Aim of the exercise » Look through the material and copy each line holding "full".

Collected material »
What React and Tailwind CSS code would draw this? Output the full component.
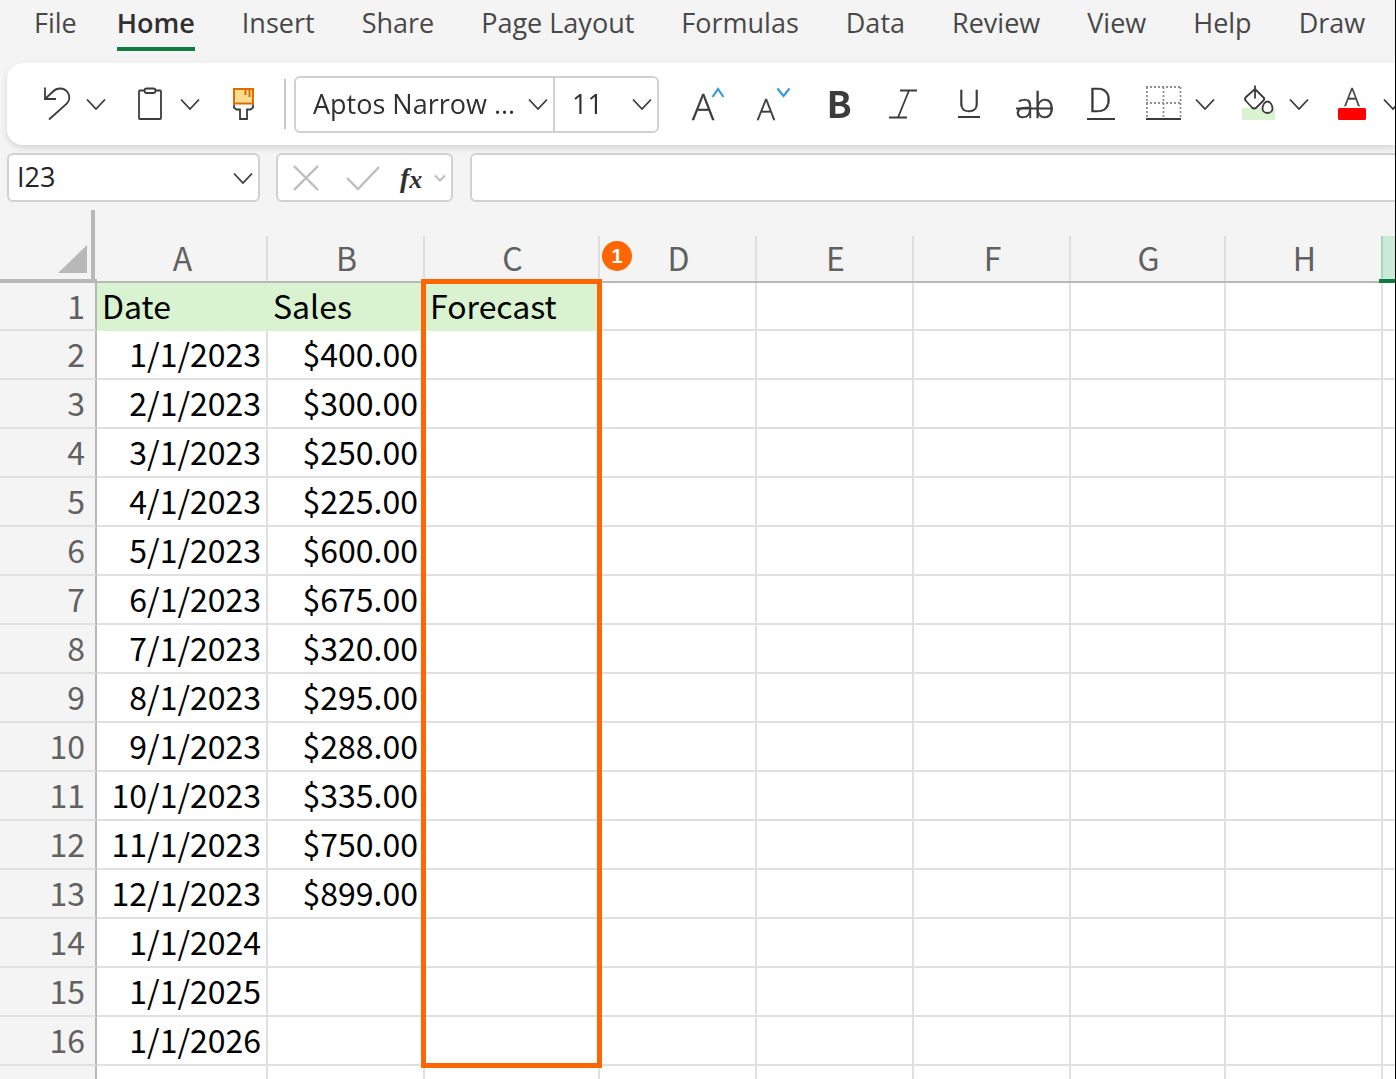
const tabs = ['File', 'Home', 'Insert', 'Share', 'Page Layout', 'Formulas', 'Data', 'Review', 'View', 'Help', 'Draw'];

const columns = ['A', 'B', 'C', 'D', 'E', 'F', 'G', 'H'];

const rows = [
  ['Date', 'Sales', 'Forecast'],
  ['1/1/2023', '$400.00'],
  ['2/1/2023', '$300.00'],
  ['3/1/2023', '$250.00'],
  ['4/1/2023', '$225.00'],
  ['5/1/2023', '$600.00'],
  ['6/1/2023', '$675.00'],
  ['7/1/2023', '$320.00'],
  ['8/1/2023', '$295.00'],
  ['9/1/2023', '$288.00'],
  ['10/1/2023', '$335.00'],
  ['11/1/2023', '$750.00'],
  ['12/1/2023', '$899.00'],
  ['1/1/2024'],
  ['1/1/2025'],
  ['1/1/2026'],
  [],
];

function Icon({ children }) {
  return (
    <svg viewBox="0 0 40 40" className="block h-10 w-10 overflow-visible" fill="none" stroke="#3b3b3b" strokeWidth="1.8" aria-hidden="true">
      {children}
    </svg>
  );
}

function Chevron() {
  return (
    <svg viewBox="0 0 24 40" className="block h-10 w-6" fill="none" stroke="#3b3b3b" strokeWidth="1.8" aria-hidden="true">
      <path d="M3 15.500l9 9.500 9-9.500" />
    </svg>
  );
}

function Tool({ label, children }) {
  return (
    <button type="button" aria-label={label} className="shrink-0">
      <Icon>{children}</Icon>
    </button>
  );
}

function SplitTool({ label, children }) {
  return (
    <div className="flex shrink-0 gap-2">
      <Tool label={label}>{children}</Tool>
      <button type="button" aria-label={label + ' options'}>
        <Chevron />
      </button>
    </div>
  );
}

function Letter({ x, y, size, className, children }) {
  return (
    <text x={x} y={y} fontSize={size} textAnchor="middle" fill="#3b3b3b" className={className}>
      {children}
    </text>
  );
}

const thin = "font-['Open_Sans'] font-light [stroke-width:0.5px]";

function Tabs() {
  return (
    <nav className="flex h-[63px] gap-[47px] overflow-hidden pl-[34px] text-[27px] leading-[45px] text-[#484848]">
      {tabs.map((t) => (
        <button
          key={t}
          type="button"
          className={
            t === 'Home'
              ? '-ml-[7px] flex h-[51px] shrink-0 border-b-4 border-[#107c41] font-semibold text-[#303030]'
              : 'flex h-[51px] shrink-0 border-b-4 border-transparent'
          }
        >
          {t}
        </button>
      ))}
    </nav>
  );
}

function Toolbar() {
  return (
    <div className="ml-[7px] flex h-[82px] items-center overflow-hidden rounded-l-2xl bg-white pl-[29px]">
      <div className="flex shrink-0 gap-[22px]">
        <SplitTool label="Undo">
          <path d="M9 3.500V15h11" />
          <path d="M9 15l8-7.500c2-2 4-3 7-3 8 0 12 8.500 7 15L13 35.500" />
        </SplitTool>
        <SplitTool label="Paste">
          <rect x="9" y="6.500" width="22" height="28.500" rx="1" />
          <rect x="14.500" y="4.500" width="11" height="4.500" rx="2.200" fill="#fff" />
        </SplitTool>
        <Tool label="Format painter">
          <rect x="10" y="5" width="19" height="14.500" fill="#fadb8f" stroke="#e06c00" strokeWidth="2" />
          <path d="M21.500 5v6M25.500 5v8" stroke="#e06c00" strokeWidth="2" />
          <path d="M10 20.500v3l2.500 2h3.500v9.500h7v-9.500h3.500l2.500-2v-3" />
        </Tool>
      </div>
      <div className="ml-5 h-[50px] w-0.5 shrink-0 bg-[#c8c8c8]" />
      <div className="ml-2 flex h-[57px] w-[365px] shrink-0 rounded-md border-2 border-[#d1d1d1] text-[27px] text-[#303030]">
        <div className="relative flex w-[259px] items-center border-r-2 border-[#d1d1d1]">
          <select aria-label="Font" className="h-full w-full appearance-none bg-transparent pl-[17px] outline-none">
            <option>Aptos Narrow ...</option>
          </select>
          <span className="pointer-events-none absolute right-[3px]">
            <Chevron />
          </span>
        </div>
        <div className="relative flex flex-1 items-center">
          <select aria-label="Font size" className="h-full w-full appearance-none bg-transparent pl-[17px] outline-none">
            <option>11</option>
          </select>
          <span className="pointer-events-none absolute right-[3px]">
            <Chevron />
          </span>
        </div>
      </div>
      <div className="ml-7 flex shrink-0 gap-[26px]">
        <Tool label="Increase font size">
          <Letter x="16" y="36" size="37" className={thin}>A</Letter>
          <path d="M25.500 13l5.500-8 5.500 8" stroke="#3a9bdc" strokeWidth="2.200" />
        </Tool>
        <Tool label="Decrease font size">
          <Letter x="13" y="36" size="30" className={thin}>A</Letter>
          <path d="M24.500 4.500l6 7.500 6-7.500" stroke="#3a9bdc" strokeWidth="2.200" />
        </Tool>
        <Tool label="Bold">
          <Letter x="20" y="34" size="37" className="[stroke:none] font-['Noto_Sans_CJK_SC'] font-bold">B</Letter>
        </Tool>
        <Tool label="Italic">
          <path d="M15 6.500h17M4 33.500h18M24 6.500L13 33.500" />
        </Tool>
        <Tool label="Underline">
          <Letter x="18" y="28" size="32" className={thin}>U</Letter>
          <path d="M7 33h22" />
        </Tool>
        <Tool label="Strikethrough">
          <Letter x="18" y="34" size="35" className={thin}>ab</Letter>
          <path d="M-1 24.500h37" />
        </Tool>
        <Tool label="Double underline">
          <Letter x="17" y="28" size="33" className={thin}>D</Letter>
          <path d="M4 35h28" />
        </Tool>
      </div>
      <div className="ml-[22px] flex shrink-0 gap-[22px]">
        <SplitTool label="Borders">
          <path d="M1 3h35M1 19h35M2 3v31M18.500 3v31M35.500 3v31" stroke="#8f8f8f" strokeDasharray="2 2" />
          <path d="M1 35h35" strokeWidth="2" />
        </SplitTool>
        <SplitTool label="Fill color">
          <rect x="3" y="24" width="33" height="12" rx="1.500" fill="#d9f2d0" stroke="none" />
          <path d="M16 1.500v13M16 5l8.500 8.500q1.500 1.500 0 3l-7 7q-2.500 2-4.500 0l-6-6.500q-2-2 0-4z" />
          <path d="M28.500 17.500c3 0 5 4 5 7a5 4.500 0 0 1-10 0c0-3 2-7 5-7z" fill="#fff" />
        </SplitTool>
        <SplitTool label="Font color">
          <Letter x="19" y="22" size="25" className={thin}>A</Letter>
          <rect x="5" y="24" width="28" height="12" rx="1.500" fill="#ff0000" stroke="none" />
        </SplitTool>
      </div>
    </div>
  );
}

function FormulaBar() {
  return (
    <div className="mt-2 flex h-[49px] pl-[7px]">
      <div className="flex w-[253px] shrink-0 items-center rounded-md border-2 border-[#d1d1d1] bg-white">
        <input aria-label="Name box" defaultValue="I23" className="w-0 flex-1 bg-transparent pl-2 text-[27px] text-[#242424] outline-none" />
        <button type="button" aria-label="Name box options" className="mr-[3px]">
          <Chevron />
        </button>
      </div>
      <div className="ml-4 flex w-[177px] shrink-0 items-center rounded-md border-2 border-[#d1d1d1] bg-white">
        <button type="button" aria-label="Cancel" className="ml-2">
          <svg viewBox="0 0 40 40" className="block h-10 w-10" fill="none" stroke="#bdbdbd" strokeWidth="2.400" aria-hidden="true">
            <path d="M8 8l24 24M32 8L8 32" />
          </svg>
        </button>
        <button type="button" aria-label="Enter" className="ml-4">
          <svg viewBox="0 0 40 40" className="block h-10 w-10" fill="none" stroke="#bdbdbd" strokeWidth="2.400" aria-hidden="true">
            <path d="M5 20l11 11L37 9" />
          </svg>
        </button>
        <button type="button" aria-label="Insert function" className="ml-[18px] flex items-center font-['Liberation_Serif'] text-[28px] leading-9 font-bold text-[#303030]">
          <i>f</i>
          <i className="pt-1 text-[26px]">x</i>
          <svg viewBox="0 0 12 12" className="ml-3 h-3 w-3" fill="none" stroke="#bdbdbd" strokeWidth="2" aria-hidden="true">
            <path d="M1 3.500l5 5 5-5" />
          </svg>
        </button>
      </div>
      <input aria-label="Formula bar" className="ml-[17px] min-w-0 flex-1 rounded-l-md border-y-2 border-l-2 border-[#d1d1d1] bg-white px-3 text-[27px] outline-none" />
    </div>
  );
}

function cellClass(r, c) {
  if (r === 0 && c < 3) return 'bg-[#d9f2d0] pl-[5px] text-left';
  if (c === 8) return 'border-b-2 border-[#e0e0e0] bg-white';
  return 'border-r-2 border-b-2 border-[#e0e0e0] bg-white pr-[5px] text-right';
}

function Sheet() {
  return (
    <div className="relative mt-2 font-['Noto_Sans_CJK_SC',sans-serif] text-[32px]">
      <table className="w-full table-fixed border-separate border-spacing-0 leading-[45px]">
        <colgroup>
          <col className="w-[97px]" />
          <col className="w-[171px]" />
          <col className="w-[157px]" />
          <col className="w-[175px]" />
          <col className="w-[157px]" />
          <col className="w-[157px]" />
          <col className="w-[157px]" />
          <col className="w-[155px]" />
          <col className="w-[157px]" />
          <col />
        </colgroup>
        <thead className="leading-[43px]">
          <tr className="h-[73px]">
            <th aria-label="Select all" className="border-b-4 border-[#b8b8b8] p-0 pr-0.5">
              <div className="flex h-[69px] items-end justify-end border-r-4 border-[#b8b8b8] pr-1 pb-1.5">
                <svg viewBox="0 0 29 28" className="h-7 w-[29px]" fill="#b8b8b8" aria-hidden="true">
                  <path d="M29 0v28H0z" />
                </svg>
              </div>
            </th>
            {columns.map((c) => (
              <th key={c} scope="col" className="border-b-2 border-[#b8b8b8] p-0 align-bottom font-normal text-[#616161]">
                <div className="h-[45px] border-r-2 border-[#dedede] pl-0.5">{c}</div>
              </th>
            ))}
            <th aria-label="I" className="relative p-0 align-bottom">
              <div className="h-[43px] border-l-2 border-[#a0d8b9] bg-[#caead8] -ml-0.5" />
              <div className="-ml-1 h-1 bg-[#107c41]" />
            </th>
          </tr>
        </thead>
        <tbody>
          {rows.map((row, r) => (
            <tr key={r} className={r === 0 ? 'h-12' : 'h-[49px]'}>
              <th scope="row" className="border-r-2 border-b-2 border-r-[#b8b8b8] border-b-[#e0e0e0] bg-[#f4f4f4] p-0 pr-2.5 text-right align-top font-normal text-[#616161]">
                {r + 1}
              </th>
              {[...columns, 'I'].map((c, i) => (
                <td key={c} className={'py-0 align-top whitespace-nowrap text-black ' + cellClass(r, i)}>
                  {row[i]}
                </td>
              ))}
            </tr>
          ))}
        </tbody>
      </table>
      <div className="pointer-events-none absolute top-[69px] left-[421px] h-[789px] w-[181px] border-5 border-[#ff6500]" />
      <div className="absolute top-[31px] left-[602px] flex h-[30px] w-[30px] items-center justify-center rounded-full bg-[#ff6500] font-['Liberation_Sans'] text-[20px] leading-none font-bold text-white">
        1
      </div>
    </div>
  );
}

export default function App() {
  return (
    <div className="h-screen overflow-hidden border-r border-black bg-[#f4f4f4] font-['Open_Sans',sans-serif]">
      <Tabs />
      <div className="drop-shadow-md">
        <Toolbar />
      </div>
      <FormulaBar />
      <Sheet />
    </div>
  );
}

Solution to this task »
What React and Tailwind CSS code would draw this? Output the full component.
          <select aria-label="Font" className="h-full w-full appearance-none bg-transparent pl-[17px] outline-none">
          <select aria-label="Font size" className="h-full w-full appearance-none bg-transparent pl-[17px] outline-none">
      <table className="w-full table-fixed border-separate border-spacing-0 leading-[45px]">
      <div className="absolute top-[31px] left-[602px] flex h-[30px] w-[30px] items-center justify-center rounded-full bg-[#ff6500] font-['Liberation_Sans'] text-[20px] leading-none font-bold text-white">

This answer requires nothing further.